RECHTBANK ALKMAAR
Sector Kanton - locatie Alkmaar
Zaaknr.: 372489 \ WM VERZ 11-268
Reg.nr.: I08622
Uitspraakdatum: 23 september 2011
Beschikking op een beroep ex artikel 9 van de Wet administratiefrechtelijke handhaving verkeersvoorschriften.
In de zaak van:
[betrokkene]
[adres]
hierna te noemen: betrokkene.
Het verloop van de procedure:
1. Aan betrokkene is bij beschikking van 29 juni 2010 een administratieve sanctie (boete) opgelegd (CJIB-nummer [nummer]). Bij brief gedateerd 23 juli 2010 heeft betrokkene daartegen beroep ingesteld bij de officier van justitie. Vervolgens is op 8 september 2010 een eerste aanmaning verzonden aan betrokkene. De officier van justitie heeft bij beslissing van 20 december 2010 het beroep tegen de beschikking van 29 juni 2010 niet-ontvankelijk verklaard wegens termijnoverschrijding.
2. Bij brieven van 16 februari 2011 en 26 maart 2011, met verwijzing naar eerdere brieven, heeft betrokkene te kennen gegeven dat zij geen beroep wenst in te stellen tegen de opgelegde boete en dat zij ervan heeft afgezien beroep in te stellen tegen de beslissing van de officier van justitie. Daarbij heeft betrokkene ook aangegeven dat haar bezwaren zich alleen nog richten tegen de aanmaning van 8 september 2010 en de verhoging van de boete.
3. De zaak is behandeld ter zitting van 9 september 2011. De officier van justitie is verschenen.
Overwegingen:
4. Zoals uit de weergave van het verloop van de procedure blijkt, heeft betrokkene geen beroep ingesteld of willen instellen tegen de beslissing van de officier van justitie van 20 december 2010. Dat betekent dat er in zoverre geen sprake is van een beroep waarop de kantonrechter kan beslissen.
5. Betrokkene heeft wel beroep ingesteld en willen instellen tegen de aanmaning van 8 september 2010 en de verhoging van de boete. Op dat beroep van betrokkene is echter nog geen beslissing genomen door de officier van justitie. Gelet op artikel 9 van de Wet administratiefrechtelijke handhaving verkeersvoorschriften (Wahv) moet eerst (administratief) beroep worden ingediend bij de officier van justitie, waarop door de officier van justitie een beslissing moet worden genomen, voordat beroep bij de kantonrechter mogelijk is. Nu door de officier van justitie nog niet is beslist in deze zaak, kan dus nog geen beroep worden ingesteld bij de kantonrechter. De kantonrechter is daarom onbevoegd om van het beroep kennis te nemen.

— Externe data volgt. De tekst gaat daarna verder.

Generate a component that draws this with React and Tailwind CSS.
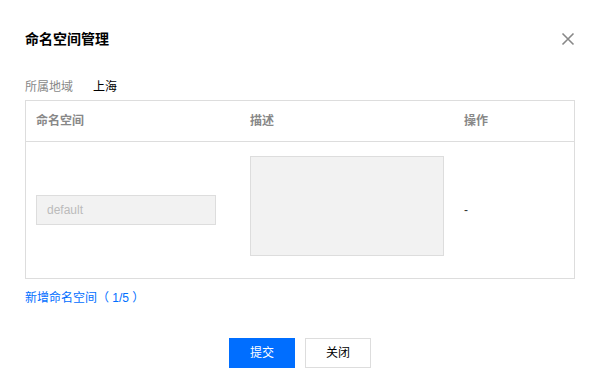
import React from 'react';

const font = { fontFamily: '"Liberation Sans", "Noto Sans CJK SC", sans-serif' };

const CloseIcon = () => (
  <svg width="14" height="14" viewBox="0 0 14 14" className="text-[#888]">
    <path d="M1.5 1.5 L12.5 12.5 M12.5 1.5 L1.5 12.5" stroke="currentColor" strokeWidth="1.6" fill="none" />
  </svg>
);

const App = () => {
  return (
    <div
      className="w-[598px] h-[391px] bg-white pl-[25px] pr-[23px] text-[12px] text-[#333]"
      style={font}
    >
      {/* header */}
      <div className="flex items-center justify-between pt-[29px] h-[49px]">
        <h2 className="text-[14px] leading-[20px] font-bold text-black">命名空间管理</h2>
        <button className="mr-[-1px] flex items-center justify-center w-[16px] h-[16px]">
          <CloseIcon />
        </button>
      </div>

      {/* region */}
      <div className="flex mt-[29px] leading-[18px] h-[18px]">
        <span className="text-[#888] w-[68px]">所属地域</span>
        <span className="text-black">上海</span>
      </div>

      {/* table */}
      <div className="mt-[4px] border border-[#ddd]">
        <div className="flex h-[41px] items-center border-b border-[#ddd] font-bold text-[#888]">
          <div className="w-[214px] pl-[10px]">命名空间</div>
          <div className="w-[214px] pl-[10px]">描述</div>
          <div className="flex-1 pl-[10px]">操作</div>
        </div>
        <div className="flex h-[136px]">
          <div className="w-[214px] pl-[10px] flex items-center">
            <input
              disabled
              value="default"
              readOnly
              className="w-[180px] h-[30px] bg-[#f2f2f2] border border-[#ddd] px-[10px] text-[12px] text-[#bbb]"
              style={font}
            />
          </div>
          <div className="w-[214px] pl-[10px] pt-[14px]">
            <div className="w-[194px] h-[100px] bg-[#f2f2f2] border border-[#ddd]" />
          </div>
          <div className="flex-1 pl-[10px] flex items-center text-[#333]">-</div>
        </div>
      </div>

      {/* add link */}
      <div className="mt-[10px] leading-[18px]">
        <a className="text-[#006eff] cursor-pointer">新增命名空间（ 1/5 ）</a>
      </div>

      {/* footer */}
      <div className="flex justify-center gap-[10px] mt-[31px]">
        <button className="w-[66px] h-[30px] bg-[#006eff] text-white text-[12px]">提交</button>
        <button className="w-[66px] h-[30px] bg-white border border-[#ddd] text-black text-[12px]">关闭</button>
      </div>
    </div>
  );
};

export default App;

6. De kantonrechter zal het beroep van betrokkene met toepassing van artikel 6:15 van de Algemene wet bestuursrecht doorzenden aan de officier van justitie ter verdere behandeling.
7. De kantonrechter zal thans in het midden laten of betrokkene op grond van de Wahv tegen een aanmaning en een verhoging van de boete beroep kan instellen en zo ja, of dat beroep tijdig is ingediend. Het is nu eerst aan de officier van justitie om daarover een beslissing te nemen. Als de officier van justitie gelet op de omstandigheden van dit geval aanleiding ziet om de verhoging van de boete alsnog achterwege te laten, staat hem dat uiteraard vrij.
De beslissing
De kantonrechter:
-verklaart zich onbevoegd kennis te nemen van het beroepschrift;
-bepaalt dat het beroep van betrokkene wordt doorgezonden aan de officier van justitie ter verdere behandeling.
Deze beslissing is gegeven door mr. P.J. Jansen, kantonrechter, en in aanwezigheid van de griffier uitgesproken op de openbare terechtzitting van 23 september 2011.